Sendo assim, Moana: Um Mar de Aventuras é a representação de uma nova protagonista feminina. Não só pela determinação, ou pelo protagonismo em si, mas por almejar ser apenas uma aventureira, como se sua condição de princesa não interferisse no fato de ser uma heroína nos termos clássicos, aquela que age, a escolhida para cumprir uma jornada. Além disso, também pelo fato de seu companheiro masculino não ser um obrigatório interesse amoroso, mas apenas um aliado de jornada, um cúmplice que possui seus conflitos independente, sem precisar constituir um casal com a protagonista, o que torna Moana e Maui uma dupla de aventureiros.
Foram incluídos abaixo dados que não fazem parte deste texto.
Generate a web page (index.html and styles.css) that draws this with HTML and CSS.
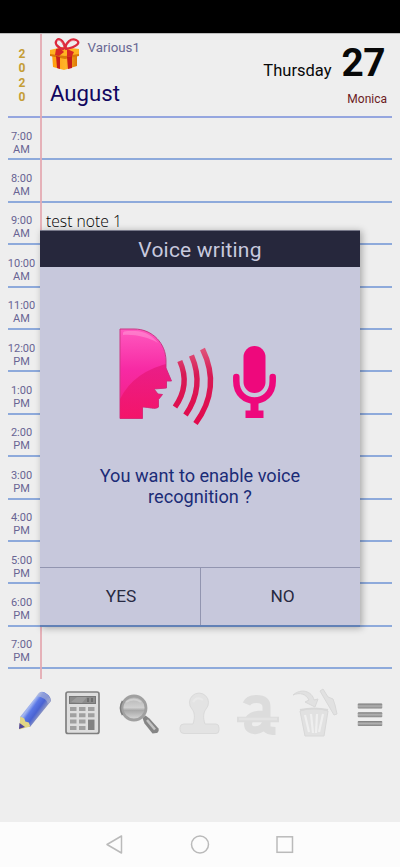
FILE: index.html
```html
<!DOCTYPE html>
<html lang="en">
<head>
<meta charset="utf-8">
<title>Planner</title>
<link rel="stylesheet" href="styles.css">
</head>
<body>
<div class="status"></div>
<main class="page">
  <header class="head">
    <div class="year"><span>2</span><span>0</span><span>2</span><span>0</span></div>
    <div class="head-left">
      <div class="tag">
        <svg class="gift" width="32" height="34" viewBox="0 0 32 34">
          <defs><linearGradient id="box" x2="1"><stop offset="0" stop-color="#ff9d0c"/><stop offset=".55" stop-color="#ffb52a"/><stop offset="1" stop-color="#dd7905"/></linearGradient></defs>
          <path d="M3 15l10 3 15-2v12l-13 4-11-3z" fill="url(#box)"/>
          <path d="M1 12l13-3 16 2v6l-14 2-15-2z" fill="#ffb321"/>
          <path d="M1 16l15 2 14-2v2l-14 3L1 18z" fill="#d9780a"/>
          <path d="M7 18l4 1v12l-3-1zM18 19l5-1v12l-4 1z" fill="#c81d1b"/>
          <path d="M7 11l4-1 4 4-5 4-4-1zM18 11l7 3-2 4-5 1z" fill="#d82724"/>
          <path d="M15 11C8 10 5 5 8 2s8 3 8 9C17 4 22 0 27 2s2 7-11 9" fill="none" stroke="#dc293d" stroke-width="2.3"/>
          <path d="M8 3c2-2 5 0 6 4M19 6c2-3 5-4 7-3" fill="none" stroke="#f47b88" stroke-width=".8"/>
        </svg>
        <span class="tag-name">Various1</span>
      </div>
      <div class="month">August</div>
    </div>
    <div class="head-right">
      <div class="date"><span class="weekday">Thursday</span><span class="day">27</span></div>
      <div class="saint">Monica</div>
    </div>
  </header>
  <section class="hours">
    <div class="row"><div class="time">7:00<br>AM</div></div>
    <div class="row"><div class="time">8:00<br>AM</div></div>
    <div class="row"><div class="time">9:00<br>AM</div><div class="note">test note 1</div></div>
    <div class="row"><div class="time">10:00<br>AM</div></div>
    <div class="row"><div class="time">11:00<br>AM</div></div>
    <div class="row"><div class="time">12:00<br>PM</div></div>
    <div class="row"><div class="time">1:00<br>PM</div></div>
    <div class="row"><div class="time">2:00<br>PM</div></div>
    <div class="row"><div class="time">3:00<br>PM</div></div>
    <div class="row"><div class="time">4:00<br>PM</div></div>
    <div class="row"><div class="time">5:00<br>PM</div></div>
    <div class="row"><div class="time">6:00<br>PM</div></div>
    <div class="row"><div class="time">7:00<br>PM</div></div>
  </section>
  <div class="margin-line"></div>
  <div class="tools">
    <svg width="400" height="60" viewBox="0 684 400 60">
      <defs>
        <linearGradient id="pen" gradientUnits="userSpaceOnUse" x1="27" y1="703" x2="41" y2="713"><stop offset="0" stop-color="#8fa0dc"/><stop offset=".25" stop-color="#a3b6f0"/><stop offset=".45" stop-color="#5a77e6"/><stop offset=".75" stop-color="#4a63d2"/><stop offset="1" stop-color="#8590c4"/></linearGradient>
        <linearGradient id="glass" x2="0" y2="1"><stop offset="0" stop-color="#b3b3b3"/><stop offset=".48" stop-color="#d0d0d0"/><stop offset=".6" stop-color="#a8a8a8"/><stop offset="1" stop-color="#dadada"/></linearGradient>
        <linearGradient id="bar" x2="0" y2="1"><stop offset="0" stop-color="#777"/><stop offset=".5" stop-color="#b2b2b2"/><stop offset="1" stop-color="#858585"/></linearGradient>
      </defs>
      <g>
        <path d="M20 717L39 693q3-3 8 1 4 3 4 7L30 727l-6-1z" fill="url(#pen)"/>
        <path d="M38.500 693.500q3-3 8 .5 4 3 4 7l-2.500 3q-1-6-11.500-8z" fill="#b3b9d4" opacity=".6"/>
        <path d="M20.300 716.500l4 2 1 3 3.500 1 1.500 4-11 3z" fill="#e2d684"/>
        <path d="M19.500 723l5.500 4-6 2z" fill="#514599"/>
      </g>
      <g>
        <rect x="66" y="692" width="33" height="41.500" rx="2" fill="#dedede" stroke="#808080" stroke-width="1.700"/>
        <rect x="69.500" y="696.500" width="26" height="7" fill="#8c8c8c" stroke="#777"/>
        <path d="M71 702l6-5h10l-5 6z" fill="#9c9c9c"/><path d="M88 698v4M92 698v4" stroke="#666" stroke-width="1.500"/>
        <g fill="#a0a0a0"><path d="M70 707h6.500v4H70zM79 707h6.500v4H79zM88 707h6.500v4H88zM70 713.300h6.500v4H70zM79 713.300h6.500v4H79zM88 713.300h6.500v4H88zM70 719.600h6.500v4H70zM79 719.600h6.500v4H79zM70 726h6.500v4H70zM79 726h6.500v4H79z"/><path d="M88 719.600h6.500V730H88z" fill="#828282"/></g>
      </g>
      <g>
        <path d="M142.500 718l3-2.500 4 3 9 10q1 3-2 4.500l-4 .5-8-10z" fill="#858585"/>
        <path d="M147 720l8 9.500" stroke="#c4c4c4" stroke-width="2.500"/>
        <circle cx="134" cy="708" r="12" fill="url(#glass)" stroke="#a0a0a0" stroke-width="2.800"/>
        <path d="M122.500 715a13.600 13.600 0 0 1 0-14" fill="none" stroke="#7d7d7d" stroke-width="1.500"/>
        <path d="M126 702q8-5 15 0" stroke="#ddd" stroke-width="2" fill="none" opacity=".6"/>
      </g>
      <g fill="#e3e3e3" stroke="#dadada" stroke-width="1">
        <path d="M193 724c2-6 2-11-1-15a9.500 9.500 0 1 1 14 0c-3 4-3 9-1 15h11q3 0 3 4v2q0 3.500-3 3.500h-32q-4 0-4-4v-2q0-3.500 4-3.500z"/>
        <path d="M193 702q4-6 10-2" fill="none" stroke="#e9e9e9" stroke-width="2"/>
      </g>
      <g fill="none" stroke="#dcdcdc">
        <path d="M246.500 704q2-5 10-5 10 0 10 8v20q0 4 9 4M266 714.500q-18-1-18 9.500c0 9 14 8 18-1" stroke-width="8"/>
        <path d="M237 719.500h42" stroke-width="5.500"/>
        <path d="M239 719h38" stroke="#e3e3e3" stroke-width="2.500"/>
      </g>
      <g fill="#e1e1e1" stroke="#d8d8d8" stroke-width="1">
        <path d="M293 695c8-7 19-4 21 5l4-1-3 8-10-5 4-2c-3-6-9-8-16-5z"/>
        <path d="M320 691l3-2 5 8 5 2 2 6 2 9-3 1z"/>
        <path d="M300 711q14-5 28 0l-4 25h-19z"/>
        <path d="M305 715l4 17M311 714l2 19M317 714l-1 19M323 714l-4 18" stroke="#efefef" stroke-width="2.200" fill="none"/>
        <path d="M300 710q14-3 28 0" fill="none" stroke-width="2"/>
      </g>
      <g fill="url(#bar)">
        <rect x="357.700" y="703.500" width="24.600" height="5" rx="1"/><rect x="357.700" y="712.200" width="24.600" height="5" rx="1"/><rect x="357.700" y="720.900" width="24.600" height="5" rx="1"/>
      </g>
    </svg>
  </div>
  <div class="dialog">
    <div class="dialog-title">Voice writing</div>
    <div class="dialog-body">
      <svg class="voice" width="170" height="110" viewBox="110 320 170 110">
        <defs>
          <linearGradient id="face" x2="0" y2="1"><stop offset="0" stop-color="#ff59bf"/><stop offset=".45" stop-color="#f72aa4"/><stop offset="1" stop-color="#f21e80"/></linearGradient>
          <linearGradient id="wave" gradientUnits="userSpaceOnUse" x1="0" y1="350" x2="0" y2="420"><stop offset="0" stop-color="#df5279"/><stop offset=".35" stop-color="#d71b55"/><stop offset="1" stop-color="#e20b4e"/></linearGradient>
          <linearGradient id="jaw" x2="0" y2="1"><stop offset="0" stop-color="#e3187c"/><stop offset="1" stop-color="#f5105f"/></linearGradient>
          <clipPath id="headclip"><path d="M120 329H134C153 329 166 344 166 361V368L171.500 381H166.500V388L154 389L158 394L162.500 394.500L158.500 399.500V407C155 410 149 407 142.500 407V418.500H120Z"/></clipPath>
        </defs>
        <path d="M120 329H134C153 329 166 344 166 361V368L171.500 381H166.500V388L154 389L158 394L162.500 394.500L158.500 399.500V407C155 410 149 407 142.500 407V418.500H120Z" fill="url(#face)" stroke="#c83a85" stroke-width="1"/>
        <path clip-path="url(#headclip)" d="M120 399Q134 370 174 362V420H120z" fill="url(#jaw)" opacity=".7"/>
        <path d="M123 333q0-2 5-2h7c10 0 18 5 23 12-10-6-24-9-35-8z" fill="#fff" opacity=".22"/>
        <g fill="none" stroke="url(#wave)" stroke-width="5.400">
          <path d="M179.800 361Q190.500 385 175 407"/><path d="M191.500 355.500Q205 387 185.500 415"/><path d="M202.500 349Q221.500 388 195.500 423.500"/>
        </g>
        <g fill="#ee087c"><rect x="243.500" y="346" width="22" height="47" rx="11"/><path d="M245.500 410.500h18v7.500h-18z"/></g>
        <g fill="none" stroke="#ee087c"><path d="M236.300 377v4C236.300 407 272.700 407 272.700 381v-4" stroke-width="6.500" stroke-linecap="round"/><path d="M254.500 400v13" stroke-width="8"/></g>
      </svg>
      <p class="question">You want to enable voice<br>recognition ?</p>
    </div>
    <div class="actions"><div class="action">YES</div><div class="action">NO</div></div>
  </div>
</main>
<nav class="nav">
  <svg width="400" height="45" viewBox="0 822 400 45" fill="none" stroke="#bababa" stroke-width="1.500">
    <path d="M107 844.500L121.500 836V853z" stroke-linejoin="round"/>
    <circle cx="200" cy="844.500" r="8.500"/>
    <rect x="277" y="836.800" width="15.500" height="15.500"/>
  </svg>
</nav>
</body>
</html>
```

FILE: styles.css
```css
* { box-sizing: border-box; }
body {
  margin: 0;
  width: 400px;
  height: 867px;
  overflow: hidden;
  background: #eeeeee;
  font-family: Roboto, "Liberation Sans", sans-serif;
  display: flex;
  flex-direction: column;
}
svg { display: block; }
.status { height: 33px; background: #000; flex: none; }
.page { position: relative; height: 789px; flex: none; border-top: 1px solid #bbbbbb; }
.head {
  height: 84px;
  margin: 0 8px;
  border-bottom: 2px solid #95a6df;
  display: flex;
}
.year {
  width: 28px;
  padding-top: 12.500px;
  display: flex;
  flex-direction: column;
  align-items: center;
  color: #c59d35;
  font-weight: 700;
  font-size: 12px;
  line-height: 14.500px;
}
.head-left { flex: 1; padding: 4px 0 0 14px; }
.tag { display: flex; height: 41px; }
.gift { margin-left: -1px; }
.tag-name { color: #686893; font-size: 13.300px; line-height: 19px; margin-left: 6.500px; }
.month { color: #11065f; font-size: 22.200px; line-height: 28px; }
.head-right { padding: 7px 7px 0 0; text-align: right; }
.date { display: flex; align-items: baseline; justify-content: flex-end; gap: 10px; height: 44px; line-height: 44px; color: #080808; }
.weekday { font-size: 16.500px; }
.day { font-size: 38.800px; font-weight: 700; letter-spacing: -0.500px; }
.saint { font-size: 12px; line-height: 16px; margin: 6px -2px 0 0; color: #6b1b22; }
.hours { margin: 0 8px; }
.row {
  height: 42.420px;
  border-bottom: 2px solid #8eaadb;
  display: flex;
}
.time {
  width: 33px;
  margin-left: -3px;
  padding-top: 11.500px;
  text-align: center;
  color: #686493;
  font-size: 11px;
  line-height: 13px;
}
.note {
  margin-left: 8px;
  padding-top: 9px;
  font-family: "Open Sans", sans-serif;
  font-weight: 300;
  font-size: 15.700px;
  line-height: 18px;
  color: #000;
}
.margin-line { position: absolute; left: 40px; top: 0; width: 2px; height: 645px; background: #e3aab1; opacity: .9; }
.tools { margin-top: 14.500px; }
.dialog {
  position: absolute;
  left: 40px;
  top: 196px;
  width: 320px;
  height: 397px;
  background: #c7c8dc;
  border-top: 1px solid #77788a;
  border-bottom: 2px solid #6281b6;
  box-shadow: 2px 1px 7px rgba(0, 0, 0, .3);
  display: flex;
  flex-direction: column;
}
.dialog-title {
  height: 36px;
  background: #26273c;
  color: #c8c9de;
  font-size: 21px;
  line-height: 38px;
  text-align: center;
  letter-spacing: .200px;
}
.dialog-body { height: 300px; flex: none; padding-top: 53px; }
.voice { margin-left: 70px; }
.question {
  margin: 35px 0 0;
  text-align: center;
  color: #1b2c77;
  font-size: 18.150px;
  line-height: 21px;
}
.actions { flex: 1; display: flex; border-top: 1px solid #9295b0; }
.action { width: 160px; text-align: center; font-size: 17.300px; line-height: 57px; color: #272a42; padding-left: 2px; }
.action + .action { border-left: 1px solid #9295b0; padding-left: 4px; }
.nav { height: 45px; background: #fcfcfc; flex: none; }
```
Outro fato nesse sentido é figura da avó de Moana, que incorpora o papel do mentor da sua jornada de heroína – o ancião nessa nova narrativa é também uma mulher, num ciclo feminino de protagonismo, ocupando todos os postos de destaques.

Essa mudança de paradigma vem muito aliada ao olhar do filme a um cenário não eurocêntrico. Se essa questão de uma nova posição feminina já aparecia em Frozen, por exemplo, ali ainda havia uma cultura do casamento enraizado pela aristocracia daquela ambientação. Na animação, é como se a perspectiva de uma cultura diferente, com leis e costumes totalmente distintos, tornasse viável uma naturalização total daquela princesa como pura e simples aventureira, como uma pura e simples protagonista.
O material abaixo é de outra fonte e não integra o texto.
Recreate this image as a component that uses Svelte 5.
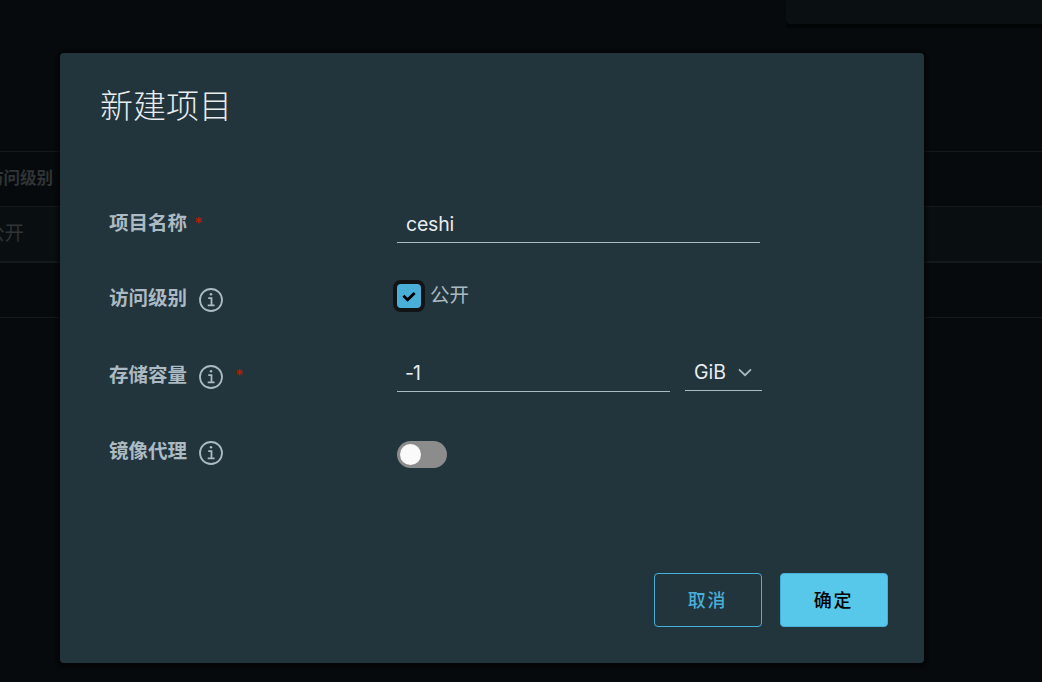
<script lang="ts">
    let name = $state("ceshi");
    let quota = $state("-1");
    let isPublic = $state(true);
    let proxyCache = $state(false);
</script>

{#snippet info()}
    <svg class="info" viewBox="0 0 24 24" aria-hidden="true">
        <circle cx="12" cy="12" r="11" />
        <circle class="dot" cx="12" cy="6.3" r="1.25" />
        <path d="M9.2 10.2h3.3v7.3M8.7 17.4h6.9" />
    </svg>
{/snippet}

<div class="page">
    <div class="top"><div class="summary"></div></div>
    <div class="table">
        <div class="tr head"><span>访问级别</span></div>
        <div class="tr row"><span>公开</span></div>
        <div class="tr foot"></div>
    </div>

    <div class="modal" role="dialog" aria-label="新建项目">
        <h3>新建项目</h3>
        <form>
            <div class="field name">
                <label for="name">项目名称 <i class="req">*</i></label>
                <input id="name" type="text" bind:value={name} />
            </div>
            <div class="field access">
                <span class="label">访问级别 {@render info()}</span>
                <label class="check">
                    <input type="checkbox" bind:checked={isPublic} />
                    <span class="box">
                        {#if isPublic}
                            <svg viewBox="0 0 14 11"><path d="M1.4 4.7l4.2 4 7-6.8" /></svg>
                        {/if}
                    </span>
                    <span class="text">公开</span>
                </label>
            </div>
            <div class="field quota">
                <span class="label">存储容量 {@render info()} <i class="req">*</i></span>
                <input type="text" aria-label="存储容量" bind:value={quota} />
                <div class="unit">
                    GiB
                    <svg viewBox="0 0 14 9"><path d="M1 1.3l6 5.9 6-5.9" /></svg>
                </div>
            </div>
            <div class="field proxy">
                <span class="label">镜像代理 {@render info()}</span>
                <button
                    type="button"
                    class="toggle"
                    class:on={proxyCache}
                    aria-label="镜像代理"
                    onclick={() => (proxyCache = !proxyCache)}
                ></button>
            </div>
        </form>
        <div class="actions">
            <button type="button" class="btn">取消</button>
            <button type="button" class="btn primary">确定</button>
        </div>
    </div>
</div>

<style>
    .page {
        position: relative;
        display: flex;
        flex-direction: column;
        height: 682px;
        overflow: hidden;
        background: #060a0d;
        color: #acbac3;
        font-family: Inter, "Noto Sans CJK SC", sans-serif;
        font-size: 19.5px;
    }
    .page * {
        box-sizing: border-box;
    }
    .top {
        display: flex;
        justify-content: flex-end;
        height: 151px;
    }
    .summary {
        width: 256px;
        height: 24px;
        background: #0a0f11;
        border-radius: 0 0 0 4px;
        box-shadow: 0 4px 1px #020506;
    }
    .tr {
        display: flex;
        align-items: center;
        border-top: 1px solid #14191c;
        white-space: nowrap;
        color: #303436;
    }
    .head {
        height: 55px;
        font-size: 16.5px;
        font-weight: 700;
    }
    .head span {
        margin: -5px 0 0 -13px;
    }
    .row {
        height: 55px;
        background: #090e10;
    }
    .row span {
        margin: -5px 0 0 -15px;
    }
    .foot {
        height: 57px;
        border-top: 2px solid #14191c;
        border-bottom: 1px solid #14191c;
    }

    .modal {
        position: absolute;
        top: 53px;
        left: 60px;
        display: flex;
        flex-direction: column;
        width: 864px;
        height: 610px;
        padding: 35px 36px 36px 40px;
        background: #22343c;
        border-radius: 4px;
        box-shadow: 0 1px 3px 3px rgba(0, 0, 0, 0.5);
    }
    h3 {
        margin: 0;
        color: #e9ecef;
        font-size: 33px;
        font-weight: 200;
        line-height: 36px;
    }
    form {
        padding: 90px 0 0 9px;
    }
    .field {
        display: flex;
        align-items: flex-start;
        height: 76px;
    }
    .name {
        height: 75px;
    }
    .name > label,
    .label {
        display: flex;
        align-items: center;
        width: 288px;
        font-weight: 700;
        line-height: 26px;
    }
    .name > label {
        margin-top: -4px;
    }
    .label {
        margin-top: -4px;
    }
    .req {
        margin-left: 7px;
        color: #b32000;
        font-style: normal;
        font-weight: 600;
        font-size: 16px;
    }
    .info {
        width: 24px;
        height: 24px;
        margin: 4px 0 0 12px;
        fill: none;
        stroke: #acbac3;
        stroke-width: 1.8;
    }
    .info .dot {
        fill: #acbac3;
        stroke: none;
    }
    .info + .req {
        margin-left: 12px;
    }
    input[type="text"] {
        width: 363px;
        height: 39px;
        margin: -10px 0 0;
        padding: 1px 9px 0;
        background: none;
        border: 0;
        border-bottom: 1px solid #acbac3;
        outline: none;
        color: #e9ecef;
        font: inherit;
        letter-spacing: -0.2px;
    }
    .check {
        display: flex;
        align-items: center;
        margin: -9px 0 0 -4px;
        line-height: 26px;
    }
    .check input {
        position: absolute;
        opacity: 0;
    }
    .check .text {
        padding-bottom: 2px;
    }
    .box {
        display: grid;
        place-items: center;
        width: 32px;
        height: 32px;
        margin-right: 5px;
        background: #49afd9;
        border: 4px solid #111314;
        border-radius: 8px;
    }
    .box svg {
        width: 14px;
        height: 11px;
        fill: none;
        stroke: #000;
        stroke-width: 2.8;
    }
    .access .label {
        margin-top: -5px;
    }
    .quota input[type="text"] {
        width: 273px;
        height: 38px;
        margin-top: -11px;
        padding: 0 8px;
        letter-spacing: -1px;
    }
    .unit {
        display: flex;
        align-items: center;
        justify-content: space-between;
        width: 77px;
        height: 37px;
        margin: -11px 0 0 15px;
        padding: 0 10px 0 9px;
        border-bottom: 1px solid #acbac3;
        color: #e9ecef;
    }
    .unit svg {
        width: 14px;
        height: 9px;
        fill: none;
        stroke: #acbac3;
        stroke-width: 1.7;
    }
    .toggle {
        display: flex;
        align-items: center;
        width: 50px;
        height: 27px;
        padding: 0 3px;
        background: #8c8c8c;
        border: 0;
        border-radius: 14px;
    }
    .toggle::before {
        content: "";
        width: 21px;
        height: 21px;
        background: #fafafa;
        border-radius: 50%;
    }
    .toggle.on {
        justify-content: flex-end;
        background: #60b515;
    }
    .actions {
        display: flex;
        justify-content: flex-end;
        gap: 18px;
        margin-top: auto;
    }
    .btn {
        width: 108px;
        height: 54px;
        padding: 0 1px 2px 0;
        background: none;
        border: 1px solid #49afd9;
        border-radius: 4px;
        color: #49afd9;
        font: 500 18px "Noto Sans CJK SC", sans-serif;
        letter-spacing: 1.8px;
    }
    .primary {
        background: #57c8ea;
        color: #000;
    }
</style>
Assim, é interessante como Moana: Um Mar de Aventuras tenta utilizar dessa cultura local pra fazer sua narrativa. Como se as leis da ficção fossem ditadas pelas crenças e costumes regionais. A trama de deuses, semi-deuses, destinos trilhados pelo divino, o misto entre um mundo sempre conectado entre o terreno e divino são tratados com a maior naturalidade como se aquilo fosse o mundo daquela protagonista, não qualquer manifestação mágica. As crenças e a cultura nunca são questionadas, pelo contrário se fazem presente em todas as instâncias.

Esse fator contamina todo o visual do longa. Moana: Um Mar de Aventuras talvez seja um dos filmes esteticamente mais inventivos em anos nas produções da Disney. Os diretores Ron Clements e John Muskers exploram como podem as locações das ilhas da Polinésia, construindo sequências visualmente impactantes, e notando que Moana passa boa parte da projeção navegando em alto mar essa é uma tarefa bastante complexa. Dessa forma, cenários, personagens e movimentação fazem com que o filme tenha as mais belas sequências, como o momento em que uma raia luminosa passa pelo barco daquela heroína durante a noite, fazendo com que as águas tornem-se brilhantes, num belo contraste com céu escuro e estrelado. Ou também a sequência em que Maui e Moana entram no mundo dos monstros e um dos vilões do filme deixa seu esconderijo na escuridão, fazendo reluzir apenas os objetos que brilham, num instante em que o fundo do mar ganha contornos em neon para puro delírio visual.

A inventividade toma conta até mesmo de características que a Disney não deixou. Em um dos números musicais de Moana: Um Mar de Aventuras é como se os personagens adentrassem em uns desenhos tribais para explicarem o que está sendo cantado e também complementar a narrativa, momento em que o filme mistura animação 2D e 3D, além de mais uma vez fazer presente os elementos daquela cultura. Assim, felizmente, nota-se como os dois diretores arejam esses pontos tão marcantes da Disney. Moana, assim como tantos outros filmes do estúdio, funciona como um musical, em que as canções conduzem a narrativa do longa. Muito mais do que os diálogos é essa trilha musical que propulsiona e explicita, quando necessário, o movimento dramático do longa. Moana não tem medo de utilizar essa característica e faz isso um de seus grandes pontos.

As marcas fundamentais da Disney são extremamente presentes, seja nos seus musicais, quanto na citada jornada do herói (é famoso o memorando Vogler que simplifica a Jornada do Herói e serviu de guia para roteiristas da Disney durante muito tempo). Todavia, o mais interessante é como isso é mantido de forma arejada, não estando simplesmente preso a uma tradição.

Moana: Um Mar de Aventuras mostra mudanças e novos percursos, resultando num filme que sabe dosar a inventividade (estética, temática e representativas) com os já conhecidos padrões. Moana mostra novos e interessantes rumos para as futuras princesas Disney.